[DIRECTIONS]
Give the number of lines that contain the string "React", please, and nothing else.

[RECORDS SUPPLIED]
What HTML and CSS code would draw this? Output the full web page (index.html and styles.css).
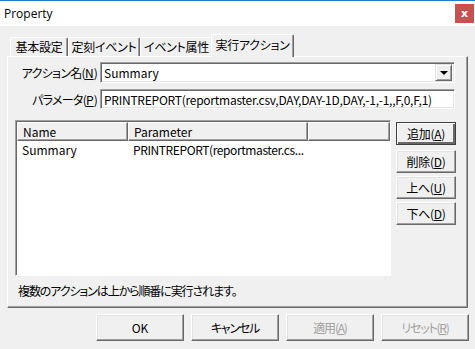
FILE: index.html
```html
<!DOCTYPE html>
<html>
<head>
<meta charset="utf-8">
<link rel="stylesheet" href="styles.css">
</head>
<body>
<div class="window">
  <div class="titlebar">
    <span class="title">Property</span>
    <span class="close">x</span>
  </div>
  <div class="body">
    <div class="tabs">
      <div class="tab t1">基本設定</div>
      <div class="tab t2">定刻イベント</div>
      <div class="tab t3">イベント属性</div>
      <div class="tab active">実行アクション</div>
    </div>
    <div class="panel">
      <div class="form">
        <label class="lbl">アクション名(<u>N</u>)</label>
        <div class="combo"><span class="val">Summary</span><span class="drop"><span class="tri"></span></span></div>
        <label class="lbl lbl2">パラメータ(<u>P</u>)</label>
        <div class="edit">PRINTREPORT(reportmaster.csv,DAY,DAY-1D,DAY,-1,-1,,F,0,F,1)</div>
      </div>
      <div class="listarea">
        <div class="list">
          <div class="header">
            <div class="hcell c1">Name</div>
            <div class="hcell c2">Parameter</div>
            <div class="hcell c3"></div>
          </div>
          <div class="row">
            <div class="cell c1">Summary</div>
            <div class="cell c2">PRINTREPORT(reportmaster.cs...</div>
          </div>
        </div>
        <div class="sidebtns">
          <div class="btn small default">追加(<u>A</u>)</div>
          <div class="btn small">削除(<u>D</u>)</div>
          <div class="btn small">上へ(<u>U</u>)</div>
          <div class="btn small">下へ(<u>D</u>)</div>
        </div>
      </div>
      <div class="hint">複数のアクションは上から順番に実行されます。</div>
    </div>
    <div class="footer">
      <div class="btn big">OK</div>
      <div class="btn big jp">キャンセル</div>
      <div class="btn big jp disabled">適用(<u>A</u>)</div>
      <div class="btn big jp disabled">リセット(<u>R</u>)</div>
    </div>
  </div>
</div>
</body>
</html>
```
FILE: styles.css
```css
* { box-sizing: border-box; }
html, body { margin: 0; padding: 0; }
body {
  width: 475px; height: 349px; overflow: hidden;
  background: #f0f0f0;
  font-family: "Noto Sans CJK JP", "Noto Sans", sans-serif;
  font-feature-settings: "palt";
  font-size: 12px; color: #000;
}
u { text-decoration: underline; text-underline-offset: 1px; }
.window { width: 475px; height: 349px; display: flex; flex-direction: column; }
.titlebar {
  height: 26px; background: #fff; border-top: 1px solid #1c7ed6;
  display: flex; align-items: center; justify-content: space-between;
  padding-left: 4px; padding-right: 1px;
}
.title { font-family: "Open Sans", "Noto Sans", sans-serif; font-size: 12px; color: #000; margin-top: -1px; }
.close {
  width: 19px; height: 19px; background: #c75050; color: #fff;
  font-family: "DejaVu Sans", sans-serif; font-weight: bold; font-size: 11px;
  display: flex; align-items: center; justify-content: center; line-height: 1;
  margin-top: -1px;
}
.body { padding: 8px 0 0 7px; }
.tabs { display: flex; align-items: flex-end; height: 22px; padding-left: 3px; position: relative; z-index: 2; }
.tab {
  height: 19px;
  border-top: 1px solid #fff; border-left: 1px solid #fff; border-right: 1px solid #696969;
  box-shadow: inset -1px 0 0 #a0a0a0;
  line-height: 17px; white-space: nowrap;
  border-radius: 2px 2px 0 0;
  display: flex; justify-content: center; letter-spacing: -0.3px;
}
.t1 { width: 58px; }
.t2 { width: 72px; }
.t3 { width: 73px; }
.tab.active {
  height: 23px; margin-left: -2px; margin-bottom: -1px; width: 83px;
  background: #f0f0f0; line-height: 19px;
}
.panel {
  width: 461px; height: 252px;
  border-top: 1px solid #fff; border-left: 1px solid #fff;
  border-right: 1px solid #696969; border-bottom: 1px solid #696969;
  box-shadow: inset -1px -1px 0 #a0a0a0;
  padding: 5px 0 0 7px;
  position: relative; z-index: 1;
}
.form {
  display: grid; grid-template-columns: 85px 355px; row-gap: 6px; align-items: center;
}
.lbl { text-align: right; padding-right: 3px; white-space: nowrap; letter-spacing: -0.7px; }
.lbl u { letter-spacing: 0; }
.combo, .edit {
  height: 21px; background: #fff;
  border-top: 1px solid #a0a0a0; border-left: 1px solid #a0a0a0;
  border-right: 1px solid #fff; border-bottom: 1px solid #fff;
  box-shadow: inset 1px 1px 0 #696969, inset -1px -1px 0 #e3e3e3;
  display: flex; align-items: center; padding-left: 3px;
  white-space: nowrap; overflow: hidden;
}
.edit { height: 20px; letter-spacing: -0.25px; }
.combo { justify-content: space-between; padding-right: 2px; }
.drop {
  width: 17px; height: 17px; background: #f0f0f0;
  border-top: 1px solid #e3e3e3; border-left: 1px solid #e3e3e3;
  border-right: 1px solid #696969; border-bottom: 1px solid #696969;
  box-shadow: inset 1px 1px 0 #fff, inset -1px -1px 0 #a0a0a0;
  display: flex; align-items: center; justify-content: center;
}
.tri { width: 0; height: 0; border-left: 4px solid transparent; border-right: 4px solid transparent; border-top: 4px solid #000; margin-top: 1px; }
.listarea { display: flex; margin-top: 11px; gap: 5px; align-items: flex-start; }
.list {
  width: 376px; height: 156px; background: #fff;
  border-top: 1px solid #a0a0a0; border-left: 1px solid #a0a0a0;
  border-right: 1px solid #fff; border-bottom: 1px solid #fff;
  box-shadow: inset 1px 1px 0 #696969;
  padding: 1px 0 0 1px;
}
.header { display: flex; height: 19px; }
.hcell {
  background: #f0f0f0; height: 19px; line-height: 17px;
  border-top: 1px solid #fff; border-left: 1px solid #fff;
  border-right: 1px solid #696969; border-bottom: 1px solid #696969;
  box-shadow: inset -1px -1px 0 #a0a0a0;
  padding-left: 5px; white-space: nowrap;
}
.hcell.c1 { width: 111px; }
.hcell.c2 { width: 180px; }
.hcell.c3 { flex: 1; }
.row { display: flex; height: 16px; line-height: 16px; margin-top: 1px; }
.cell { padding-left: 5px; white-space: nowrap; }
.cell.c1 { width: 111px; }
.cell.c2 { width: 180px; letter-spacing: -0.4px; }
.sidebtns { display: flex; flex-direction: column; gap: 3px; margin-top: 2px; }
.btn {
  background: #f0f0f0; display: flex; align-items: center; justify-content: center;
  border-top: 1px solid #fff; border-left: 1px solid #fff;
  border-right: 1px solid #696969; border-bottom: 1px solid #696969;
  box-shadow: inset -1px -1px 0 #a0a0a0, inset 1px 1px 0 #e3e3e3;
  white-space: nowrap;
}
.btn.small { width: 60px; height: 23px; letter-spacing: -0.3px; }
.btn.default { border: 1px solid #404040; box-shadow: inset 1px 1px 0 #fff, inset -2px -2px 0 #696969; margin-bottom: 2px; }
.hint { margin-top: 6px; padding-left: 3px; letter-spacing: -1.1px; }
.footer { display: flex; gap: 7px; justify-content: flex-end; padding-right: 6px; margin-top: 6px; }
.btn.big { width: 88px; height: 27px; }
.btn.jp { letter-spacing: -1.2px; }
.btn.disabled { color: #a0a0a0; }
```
...
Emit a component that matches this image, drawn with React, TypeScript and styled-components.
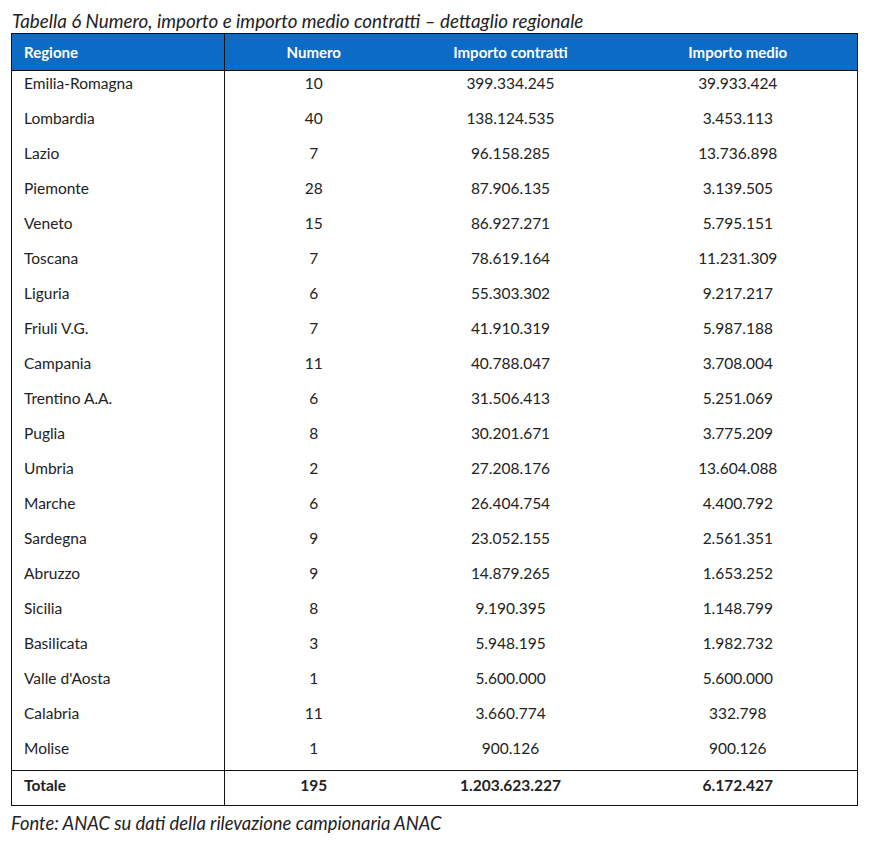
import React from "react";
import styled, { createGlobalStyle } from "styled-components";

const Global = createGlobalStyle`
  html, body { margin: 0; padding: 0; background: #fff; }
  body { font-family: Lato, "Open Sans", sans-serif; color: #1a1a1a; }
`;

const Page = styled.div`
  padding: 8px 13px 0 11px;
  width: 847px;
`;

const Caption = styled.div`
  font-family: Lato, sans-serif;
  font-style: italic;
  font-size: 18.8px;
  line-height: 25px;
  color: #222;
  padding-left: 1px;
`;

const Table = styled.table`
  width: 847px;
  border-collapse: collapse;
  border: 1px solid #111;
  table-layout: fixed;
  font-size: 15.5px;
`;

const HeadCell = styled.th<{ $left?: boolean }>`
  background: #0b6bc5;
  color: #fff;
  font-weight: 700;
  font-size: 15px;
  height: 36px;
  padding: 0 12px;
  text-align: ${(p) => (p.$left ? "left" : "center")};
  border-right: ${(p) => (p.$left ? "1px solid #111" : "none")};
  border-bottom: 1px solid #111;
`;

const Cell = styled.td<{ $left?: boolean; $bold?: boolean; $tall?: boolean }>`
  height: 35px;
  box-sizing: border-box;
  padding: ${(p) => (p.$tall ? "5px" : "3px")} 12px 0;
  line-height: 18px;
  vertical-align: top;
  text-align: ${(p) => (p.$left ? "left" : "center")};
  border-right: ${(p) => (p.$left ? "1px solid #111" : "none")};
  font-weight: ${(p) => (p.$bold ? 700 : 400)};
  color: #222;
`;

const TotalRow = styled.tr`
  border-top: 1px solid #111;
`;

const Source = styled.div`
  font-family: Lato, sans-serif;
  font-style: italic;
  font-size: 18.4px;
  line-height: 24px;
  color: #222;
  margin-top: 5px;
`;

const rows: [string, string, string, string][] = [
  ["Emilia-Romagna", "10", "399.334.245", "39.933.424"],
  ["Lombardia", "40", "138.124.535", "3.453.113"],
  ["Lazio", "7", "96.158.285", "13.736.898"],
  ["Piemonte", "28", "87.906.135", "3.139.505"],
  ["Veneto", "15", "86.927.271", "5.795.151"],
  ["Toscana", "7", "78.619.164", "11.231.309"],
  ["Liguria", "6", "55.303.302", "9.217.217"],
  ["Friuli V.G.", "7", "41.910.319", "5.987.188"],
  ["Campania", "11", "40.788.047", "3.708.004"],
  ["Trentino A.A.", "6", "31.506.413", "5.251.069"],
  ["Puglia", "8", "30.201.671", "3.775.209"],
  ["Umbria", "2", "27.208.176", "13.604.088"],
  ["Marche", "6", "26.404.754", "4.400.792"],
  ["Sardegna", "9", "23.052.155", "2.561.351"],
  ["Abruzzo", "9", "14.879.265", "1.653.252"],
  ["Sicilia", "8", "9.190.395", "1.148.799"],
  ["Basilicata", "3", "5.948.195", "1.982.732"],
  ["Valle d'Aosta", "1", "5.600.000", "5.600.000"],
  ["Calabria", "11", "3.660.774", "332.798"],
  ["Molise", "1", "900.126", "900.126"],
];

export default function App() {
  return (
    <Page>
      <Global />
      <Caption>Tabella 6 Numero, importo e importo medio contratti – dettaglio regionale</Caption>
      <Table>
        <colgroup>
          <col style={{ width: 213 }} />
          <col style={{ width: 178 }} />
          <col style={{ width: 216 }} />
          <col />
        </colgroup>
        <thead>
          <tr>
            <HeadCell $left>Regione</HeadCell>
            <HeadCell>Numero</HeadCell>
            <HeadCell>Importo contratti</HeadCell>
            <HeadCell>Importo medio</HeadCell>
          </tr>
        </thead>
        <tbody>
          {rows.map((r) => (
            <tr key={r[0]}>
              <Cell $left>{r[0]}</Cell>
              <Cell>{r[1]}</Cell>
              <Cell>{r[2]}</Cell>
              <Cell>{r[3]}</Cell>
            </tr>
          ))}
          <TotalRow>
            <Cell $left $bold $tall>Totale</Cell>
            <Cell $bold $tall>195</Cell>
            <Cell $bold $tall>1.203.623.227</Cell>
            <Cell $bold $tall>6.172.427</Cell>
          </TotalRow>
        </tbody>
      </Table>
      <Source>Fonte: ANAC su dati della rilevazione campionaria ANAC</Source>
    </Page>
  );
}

[TASK ANSWER]
2